We face two major threats today: one to the health of our planet and the other to our own. The U.N. says the global population will hit 9.7 billion by 2050, meaning more people consuming more natural resources than at any point in human history. Consumption is already doubling every 10-12 years. Add to that the challenges of a warming planet. On the human health front, some 30% of young people under age 20 are obese, 31% of deaths are from cardiovascular disease, and cancer cases are growing at a rate twice as fast as the population.
Fortunately, biology and technology are creating fixes for the planet as well as for the human body. As they do so, they are poised to reinvent countless industries, giving rise to what I believe is a golden age for biology as technology. As Arvind Gupta, the founder of health-science accelerator IndieBio, argued in one recent Medium post, “the twin catastrophes of planetary and human health” will create a $100 trillion opportunity.
Before I tell you how, here is an extremely brief history of the field. Biology, of course, is the original technology.
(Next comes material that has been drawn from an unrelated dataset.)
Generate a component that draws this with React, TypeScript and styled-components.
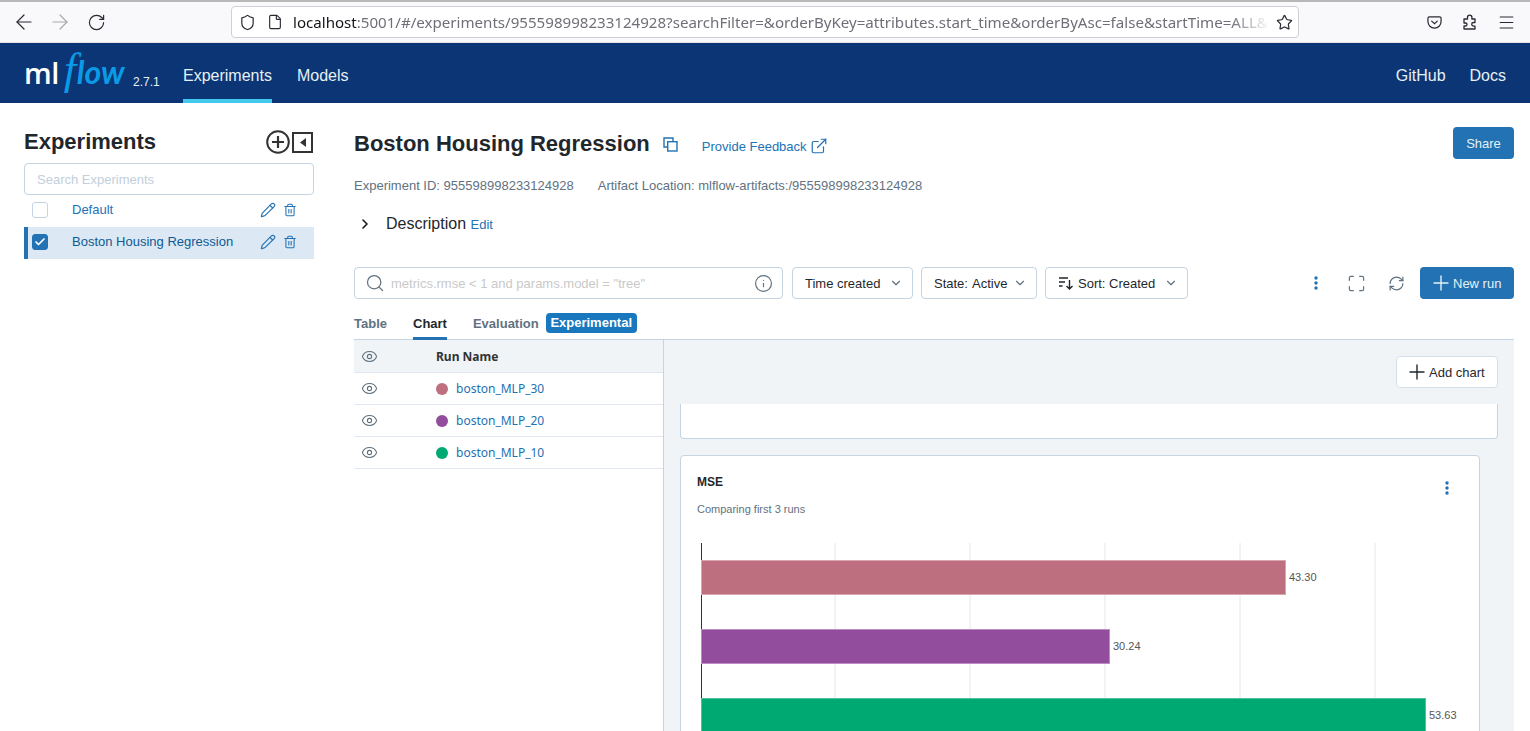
import React from 'react';
import styled, { createGlobalStyle } from 'styled-components';
import { ArrowLeft, ArrowRight, RotateCw, Shield, File, Star, Menu, ExternalLink, ChevronRight, ChevronDown, Search, Info, Plus, Maximize, RefreshCw, Eye, Pencil, Trash2, Check } from 'lucide-react';

const Global = createGlobalStyle`
  html, body { margin: 0; padding: 0; height: 100%; background: #fff; overflow: hidden; }
  #root { height: 100%; }
  * { box-sizing: border-box; }
  body { font-family: "Liberation Sans", Arial, sans-serif; font-size: 13px; color: #11171c; }
`;

const Page = styled.div`display: flex; flex-direction: column; height: 731px; overflow: hidden;`;

const BrowserBar = styled.div`
  height: 43px; flex: none; background: #f9f9fb; border-top: 2px solid #b8b8b8;
  display: flex; align-items: center; padding: 0; border-bottom: 1px solid #e4e4e6;
`;
const ToolBtn = styled.span<{ $w?: number; $c?: string; $first?: boolean }>`
  width: ${p => p.$w ?? 36}px; flex: none; display: flex; justify-content: center; align-items: center; color: ${p => p.$c ?? '#2b2a33'};
  margin-left: ${p => (p.$first ? 12 : 0)}px;
`;
const UrlBox = styled.div`
  width: 1068px; height: 32px; margin-left: 123px; flex: none; background: #fff; border: 1px solid #cfcfd8; border-radius: 4px;
  display: flex; align-items: center; padding-left: 1px;
`;
const UrlIcon = styled.span`width: 28px; flex: none; display: flex; justify-content: center; color: #2b2a33;`;
const UrlText = styled.div`
  flex: 1; min-width: 0; overflow: hidden; white-space: nowrap; font-family: "Noto Sans", sans-serif; font-size: 15.1px; margin-left: 4px;
  color: #6f6f78; -webkit-mask-image: linear-gradient(to right, #000 96%, transparent 100%);
  b { font-weight: 400; color: #15141a; }
`;
const RightTools = styled.div`margin-left: 117px; display: flex;`;

const Nav = styled.div`
  height: 60px; flex: none; background: #0b3574; display: flex; align-items: stretch; padding: 0 24px; color: #e6f1f5; font-size: 16px;
`;
const Logo = styled.div`
  width: 104px; flex: none; margin-right: 5px; display: flex; align-items: baseline; padding-top: 4px; line-height: 44px;
  font-family: "Open Sans", sans-serif; font-size: 29px; color: #fff; font-weight: 600; letter-spacing: -0.5px;
`;
const LogoF = styled.span`
  font-family: "Liberation Serif", serif; font-style: italic; font-weight: 400; color: #0a9ae6; font-size: 45px; margin: 0 1px 0 5px; line-height: 44px;
`;
const LogoOw = styled.span`font-family: "Lato", sans-serif; font-style: italic; font-weight: 700; color: #0a9ae6; font-size: 32px; letter-spacing: 0;`;
const Version = styled.span`align-self: center; margin: 18px 23px 0 0; font-size: 12px; width: 27px; flex: none; color: #e6f1f5;`;
const NavItem = styled.div<{ $active?: boolean }>`
  display: flex; align-items: center; padding: 10px 0 0; margin-right: 25px;
  border-bottom: 4px solid ${p => (p.$active ? '#43c9ed' : 'transparent')}; height: 60px;
`;
const NavSpacer = styled.div`flex: 1;`;
const NavRight = styled.div`display: flex; align-items: center; padding-top: 5px; margin-left: 24px;`;

const Body = styled.div`flex: 1; min-height: 0; display: flex; padding-left: 24px;`;
const Sidebar = styled.div`width: 290px; flex: none; padding-top: 24px;`;
const SideHead = styled.div`display: flex; align-items: center; justify-content: space-between; height: 30px; margin-bottom: 6px;`;
const SideTitle = styled.h1`font-size: 22px; font-weight: 700; margin: 0; color: #1f272d;`;
const SideIcons = styled.div`display: flex; align-items: center; gap: 2px; margin-right: 1px; color: #333;`;
const SideSearch = styled.div`
  height: 32px; border: 1px solid #c4d4e3; border-radius: 4px; padding: 0 12px; display: flex; align-items: center; color: #c2cfdb; font-size: 13px;
`;
const ExpRow = styled.div<{ $sel?: boolean }>`
  height: 32px; display: flex; align-items: center; color: ${p => (p.$sel ? '#0e5a93' : '#2272b4')};
  background: ${p => (p.$sel ? '#dce8f3' : 'transparent')};
  border-left: 4px solid ${p => (p.$sel ? '#2272b4' : 'transparent')};
  padding: 0 0 2px 4px; font-size: 13px;
`;
const Box = styled.span<{ $on?: boolean }>`
  width: 16px; height: 16px; flex: none; border-radius: 3px; margin-right: 24px; display: flex; align-items: center; justify-content: center;
  border: 1px solid ${p => (p.$on ? '#2272b4' : '#c4d4e3')}; background: ${p => (p.$on ? '#2272b4' : '#fff')}; color: #fff;
`;
const ExpName = styled.span`flex: 1; margin-bottom: 2px;`;
const ExpIcons = styled.span`display: flex; align-items: center; gap: 7px; margin-right: 17px; color: #2272b4;`;

const Main = styled.div`width: 1160px; margin-left: 40px; flex: none; display: flex; flex-direction: column; min-height: 0;`;
const TitleRow = styled.div`display: flex; align-items: center; height: 32px; margin-top: 24px;`;
const Title = styled.h2`font-size: 22px; font-weight: 700; margin: 2px 13px 0 0; color: #1f272d;`;
const Blue = styled.span`color: #2272b4; display: inline-flex; align-items: center; margin-top: 3px;`;
const Feedback = styled.a`color: #2272b4; font-size: 13px; margin-left: 24px; margin-top: 6px; display: flex; align-items: center; gap: 3px;`;
const Share = styled.button`
  margin-left: auto; width: 61px; height: 32px; background: #2272b4; border: 0; border-radius: 4px; color: #e6f1f5; font: 13px "Liberation Sans", sans-serif;
`;
const Meta = styled.div`margin-top: 18px; height: 18px; line-height: 18px; color: #5f7281; font-size: 13px; display: flex; gap: 24px;`;
const DescRow = styled.div`display: flex; align-items: center; height: 24px; margin-top: 17px; color: #1f272d;`;
const DescChevron = styled.span`width: 32px; padding-left: 3px; flex: none; display: flex; color: #11171c;`;
const DescLabel = styled.span`font-size: 16px; margin-right: 4.500px;`;
const EditLink = styled.span`color: #2272b4; font-size: 13px; margin-top: 1px;`;

const Toolbar = styled.div`display: flex; align-items: center; height: 32px; margin-top: 31px;`;
const FilterInput = styled.div`
  width: 429px; height: 32px; flex: none; border: 1px solid #c4d4e3; border-radius: 4px; display: flex; align-items: center; padding: 0 9px 0 10px; color: #c9c9c9; font-size: 13px; margin-right: 9px;
`;
const FilterText = styled.span`flex: 1; margin-left: 6px;`;
const Select = styled.div<{ $w: number }>`
  width: ${p => p.$w}px; height: 32px; flex: none; border: 1px solid #c4d4e3; border-radius: 4px; display: flex; align-items: center; justify-content: space-between; padding: 0 9px 0 12px; color: #1f272d; font-size: 13px; margin-right: 8px;
`;
const SelectLabel = styled.span<{ $gap?: number }>`display: inline-flex; align-items: center; gap: ${p => p.$gap ?? 4}px;`;
const ToolIcons = styled.div`margin-left: auto; display: flex; align-items: center; margin-right: 4px;`;
const ToolIcon = styled.span<{ $c?: string }>`width: 40px; display: flex; justify-content: center; color: ${p => p.$c ?? '#5f7281'};`;
const NewRun = styled.button`
  width: 94px; height: 32px; flex: none; background: #2272b4; border: 0; border-radius: 4px; color: #e6f1f5; font: 13px "Liberation Sans", sans-serif; display: flex; align-items: center; padding: 0 0 0 9px;
`;

const Tabs = styled.div`display: flex; align-items: flex-end; height: 41px; border-bottom: 1px solid #c4d4e3; flex: none;`;
const Tab = styled.div<{ $active?: boolean; $gap: number }>`
  height: 25px; margin-right: ${p => p.$gap}px; margin-bottom: -1px; font-weight: 700; font-size: 13px; display: flex; align-items: flex-start; padding-top: 1px;
  color: ${p => (p.$active ? '#1f272d' : '#5f7281')};
  border-bottom: 3px solid ${p => (p.$active ? '#2272b4' : 'transparent')};
`;
const Badge = styled.span`
  background: #1877bd; color: #fff; border-radius: 4px; font-weight: 700; font-size: 13px; height: 20px; line-height: 20px; padding: 0 4px; align-self: flex-start; margin: 14px 0 0 0; width: 91px; text-align: center;
`;

const Runs = styled.div`flex: 1; min-height: 0; display: flex;`;
const RunTable = styled.div`width: 310px; flex: none; border-right: 1px solid #c4d4e3;`;
const RunRow = styled.div<{ $head?: boolean }>`
  height: ${p => (p.$head ? 33 : 32)}px; display: flex; align-items: center; border-bottom: 1px solid #e1e7ee; background: ${p => (p.$head ? '#f1f4f7' : '#fff')};
  font-family: "Noto Sans", sans-serif; font-size: 12px; color: #2272b4;
`;
const EyeCell = styled.span`width: 82px; padding-left: 7px; flex: none; display: flex; color: #5f7281;`;
const HeadName = styled.span`font-weight: 700; color: #333; font-size: 12px;`;
const Dot = styled.span<{ $c: string }>`width: 12px; height: 12px; border-radius: 50%; background: ${p => p.$c}; margin-right: 8px; flex: none;`;

const ChartPanel = styled.div`flex: 1; min-width: 0; background: #f1f4f7; padding: 16px 16px 0 16px; display: flex; flex-direction: column; overflow: hidden;`;
const AddRow = styled.div`display: flex; justify-content: flex-end; flex: none; margin-bottom: 16px;`;
const AddChart = styled.button`
  width: 102px; height: 32px; background: #fff; border: 1px solid #d3dfea; border-radius: 4px; color: #1f272d; font: 13px "Liberation Sans", sans-serif; display: flex; align-items: center; padding: 0 0 0 8px;
`;
const ClippedCard = styled.div`height: 35px; flex: none; background: #fff; border: 1px solid #c4d4e3; border-top: 0; border-radius: 0 0 4px 4px;`;
const ChartCard = styled.div`
  width: 800px; flex: 1 0 auto; margin-top: 16px; background: #fff; border: 1px solid #c4d4e3; border-radius: 4px 4px 0 0; padding: 16px 16px 0; position: relative; height: 300px;
`;
const ChartTitle = styled.div`font-weight: 700; font-size: 12px; color: #1f272d; height: 20px; line-height: 20px;`;
const ChartSub = styled.div`font-size: 11px; color: #5f7281; height: 16px; line-height: 16px; margin-top: 9px;`;
const Kebab = styled.span`position: absolute; top: 24px; right: 24px; display: flex; color: #2272b4;`;
const ChartSvg = styled.svg`display: block; margin-top: 26px; overflow: hidden;`;

const Dots = ({ size = 16 }: { size?: number }) => (
  <svg width={size} height={size} viewBox="0 0 16 16" fill="currentColor"><circle cx="8" cy="3" r="1.7" /><circle cx="8" cy="8" r="1.7" /><circle cx="8" cy="13" r="1.7" /></svg>
);
const Pocket = () => (
  <svg width="15" height="15" viewBox="0 0 16 16" fill="none" stroke="#2b2a33" strokeWidth="1.300"><path d="M2.500 2h11a1.500 1.500 0 0 1 1.500 1.500V7a7 7 0 0 1-14 0V3.500A1.500 1.500 0 0 1 2.500 2z" /><path d="M5 6.500l3 2.800 3-2.800" strokeLinecap="round" /></svg>
);
const PuzzlePiece = () => (
  <svg width="16" height="16" viewBox="0 0 16 16" fill="none" stroke="#2b2a33" strokeWidth="1.300" strokeLinejoin="round"><path d="M2 5h3.500V3.300a2.200 2.200 0 0 1 4.400 0V5H13v3.500h-1.500a1.800 1.800 0 0 0 0 3.600H13V15H2v-3h1.500a1.500 1.500 0 0 0 0-3H2z" /></svg>
);
const PlusCircle = () => (
  <svg width="24" height="24" viewBox="0 0 24 24" fill="none" stroke="#333" strokeWidth="2"><circle cx="12" cy="12" r="10.800" /><path d="M12 6v12M6 12h12" strokeWidth="2.200" /></svg>
);
const Collapse = () => (
  <svg width="21" height="21" viewBox="0 0 21 21" fill="none"><rect x="1" y="1" width="19" height="19" stroke="#333" strokeWidth="2" /><path d="M14 6v9L8 10.500z" fill="#333" /></svg>
);
const CopyIcon = () => (
  <svg width="15" height="15" viewBox="0 0 15 15" fill="none" stroke="currentColor" strokeWidth="1.400"><path d="M10 4.500V1H1v9h3.500" /><rect x="4.700" y="4.700" width="9.300" height="9.300" /></svg>
);
const SortIcon = () => (
  <svg width="16" height="16" viewBox="0 0 16 16" fill="none" stroke="#1f272d" strokeWidth="1.400"><path d="M1 3h9M1 7h6M1 11h3.500M11.500 5v9M8.500 11l3 3 3-3" /></svg>
);

const bars = [
  { w: 584, y: 17, c: '#bd6e7f', s: '#d9a5b0', l: '43.30' },
  { w: 408, y: 86, c: '#924d9c', s: '#bd8cc4', l: '30.24' },
  { w: 724, y: 155, c: '#00a972', s: '#4dc39c', l: '53.63' },
];

export default function App() {
  return (
    <Page>
      <Global />
      <BrowserBar>
        <ToolBtn $first $w={24}><ArrowLeft size={24} strokeWidth={1.2} /></ToolBtn>
        <ToolBtn $w={48} $c="#a9a9ad"><ArrowRight size={24} strokeWidth={1.2} /></ToolBtn>
        <ToolBtn $w={24}><RotateCw size={19} strokeWidth={1.5} /></ToolBtn>
        <UrlBox>
          <UrlIcon><Shield size={17} strokeWidth={1.7} /></UrlIcon>
          <UrlIcon><File size={16} strokeWidth={1.7} /></UrlIcon>
          <UrlText><b>localhost</b>:5001/#/experiments/955598998233124928?searchFilter=&amp;orderByKey=attributes.start_time&amp;orderByAsc=false&amp;startTime=ALL&amp;</UrlText>
          <UrlIcon><Star size={17} strokeWidth={1.7} /></UrlIcon>
        </UrlBox>
        <RightTools>
          <ToolBtn><Pocket /></ToolBtn>
          <ToolBtn><PuzzlePiece /></ToolBtn>
          <ToolBtn><Menu size={19} strokeWidth={1.4} /></ToolBtn>
        </RightTools>
      </BrowserBar>
      <Nav>
        <Logo>ml<LogoF>f</LogoF><LogoOw>low</LogoOw></Logo>
        <Version>2.7.1</Version>
        <NavItem $active>Experiments</NavItem>
        <NavItem>Models</NavItem>
        <NavSpacer />
        <NavRight>GitHub</NavRight>
        <NavRight>Docs</NavRight>
      </Nav>
      <Body>
        <Sidebar>
          <SideHead>
            <SideTitle>Experiments</SideTitle>
            <SideIcons><PlusCircle /><Collapse /></SideIcons>
          </SideHead>
          <SideSearch>Search Experiments</SideSearch>
          <ExpRow>
            <Box />
            <ExpName>Default</ExpName>
            <ExpIcons><Pencil size={16} strokeWidth={1.7} /><Trash2 size={14} strokeWidth={1.8} /></ExpIcons>
          </ExpRow>
          <ExpRow $sel>
            <Box $on><Check size={12} strokeWidth={3.5} /></Box>
            <ExpName>Boston Housing Regression</ExpName>
            <ExpIcons><Pencil size={16} strokeWidth={1.7} /><Trash2 size={14} strokeWidth={1.8} /></ExpIcons>
          </ExpRow>
        </Sidebar>
        <Main>
          <TitleRow>
            <Title>Boston Housing Regression</Title>
            <Blue><CopyIcon /></Blue>
            <Feedback>Provide Feedback <ExternalLink size={18} strokeWidth={1.6} /></Feedback>
            <Share>Share</Share>
          </TitleRow>
          <Meta>
            <span>Experiment ID: 955598998233124928</span>
            <span>Artifact Location: mlflow-artifacts:/955598998233124928</span>
          </Meta>
          <DescRow>
            <DescChevron><ChevronRight size={16} strokeWidth={2.4} /></DescChevron>
            <DescLabel>Description</DescLabel>
            <EditLink>Edit</EditLink>
          </DescRow>
          <Toolbar>
            <FilterInput>
              <Search size={20} color="#5f7281" strokeWidth={1.5} />
              <FilterText>metrics.rmse &lt; 1 and params.model = "tree"</FilterText>
              <Info size={19} color="#5f7281" strokeWidth={1.5} />
            </FilterInput>
            <Select $w={121}>Time created <ChevronDown size={14} color="#5f7281" /></Select>
            <Select $w={116}><SelectLabel $gap={4}><span>State:</span><span>Active</span></SelectLabel> <ChevronDown size={14} color="#5f7281" /></Select>
            <Select $w={143}><SelectLabel><SortIcon />Sort: Created</SelectLabel> <ChevronDown size={14} color="#5f7281" /></Select>
            <ToolIcons>
              <ToolIcon $c="#2272b4"><Dots /></ToolIcon>
              <ToolIcon><Maximize size={19} strokeWidth={1.5} /></ToolIcon>
              <ToolIcon><RefreshCw size={17} strokeWidth={1.7} /></ToolIcon>
            </ToolIcons>
            <NewRun><Plus size={24} strokeWidth={1.4} />New run</NewRun>
          </Toolbar>
          <Tabs>
            <Tab $gap={26}>Table</Tab>
            <Tab $gap={26} $active>Chart</Tab>
            <Tab $gap={7}>Evaluation</Tab>
            <Badge>Experimental</Badge>
          </Tabs>
          <Runs>
            <RunTable>
              <RunRow $head><EyeCell><Eye size={17} strokeWidth={1.5} /></EyeCell><HeadName>Run Name</HeadName></RunRow>
              <RunRow><EyeCell><Eye size={17} strokeWidth={1.5} /></EyeCell><Dot $c="#bd6e7f" />boston_MLP_30</RunRow>
              <RunRow><EyeCell><Eye size={17} strokeWidth={1.5} /></EyeCell><Dot $c="#924d9c" />boston_MLP_20</RunRow>
              <RunRow><EyeCell><Eye size={17} strokeWidth={1.5} /></EyeCell><Dot $c="#00a972" />boston_MLP_10</RunRow>
            </RunTable>
            <ChartPanel>
              <AddRow><AddChart><Plus size={24} strokeWidth={1.4} />Add chart</AddChart></AddRow>
              <ClippedCard />
              <ChartCard>
                <ChartTitle>MSE</ChartTitle>
                <Kebab><Dots /></Kebab>
                <ChartSub>Comparing first 3 runs</ChartSub>
                <ChartSvg width="766" height="200" viewBox="0 0 766 200">
                  {[138, 273, 408, 543, 678].map(x => <line key={x} x1={x} x2={x} y1="0" y2="200" stroke="#e6e6e6" />)}
                  <line x1="4.500" x2="4.500" y1="0" y2="200" stroke="#333" />
                  {bars.map(b => (
                    <g key={b.l}>
                      <rect x="4.500" y={b.y + 0.5} width={b.w} height="34" fill={b.c} stroke={b.s} />
                      <text x={b.w + 8} y={b.y + 21} fontSize="11" fill="#555" fontFamily="Liberation Sans">{b.l}</text>
                    </g>
                  ))}
                </ChartSvg>
              </ChartCard>
            </ChartPanel>
          </Runs>
        </Main>
      </Body>
    </Page>
  );
}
Our tinkering with life’s building blocks, and our ancestor’s manipulation of plants and herbs as medicines and their use of neem branches as toothpaste or the cultivation of plants like corn has been going on for millennia. It wasn’t until the 1970s and 1980s that we saw the first flowering of today’s modern biotech industry.
In 1972, Robert A. Swanson helped launch the birth of biotech when he co-founded Genentech, which became a pioneer in the field of recombinant DNA technology. By creating novel DNA sequences in the lab, Genentech was able to synthesize human insulin for diabetics (1982), and create growth hormones for kids who suffered from a hormone deficiency (1985).
Among the other early leaders in the field was Applied Molecular Genetics (today known as Amgen). In 1989, it won approval for the first recombinant human erythropoietin drugs to treat anemia in people with chronic kidney failure, and later to treat anemia in HIV patients. Last year, the $23.75 billion company’s best-selling drugs were Neulasta, used to prevent infections in cancer patients undergoing chemotherapy, and Enbrel, to treat some autoimmune diseases.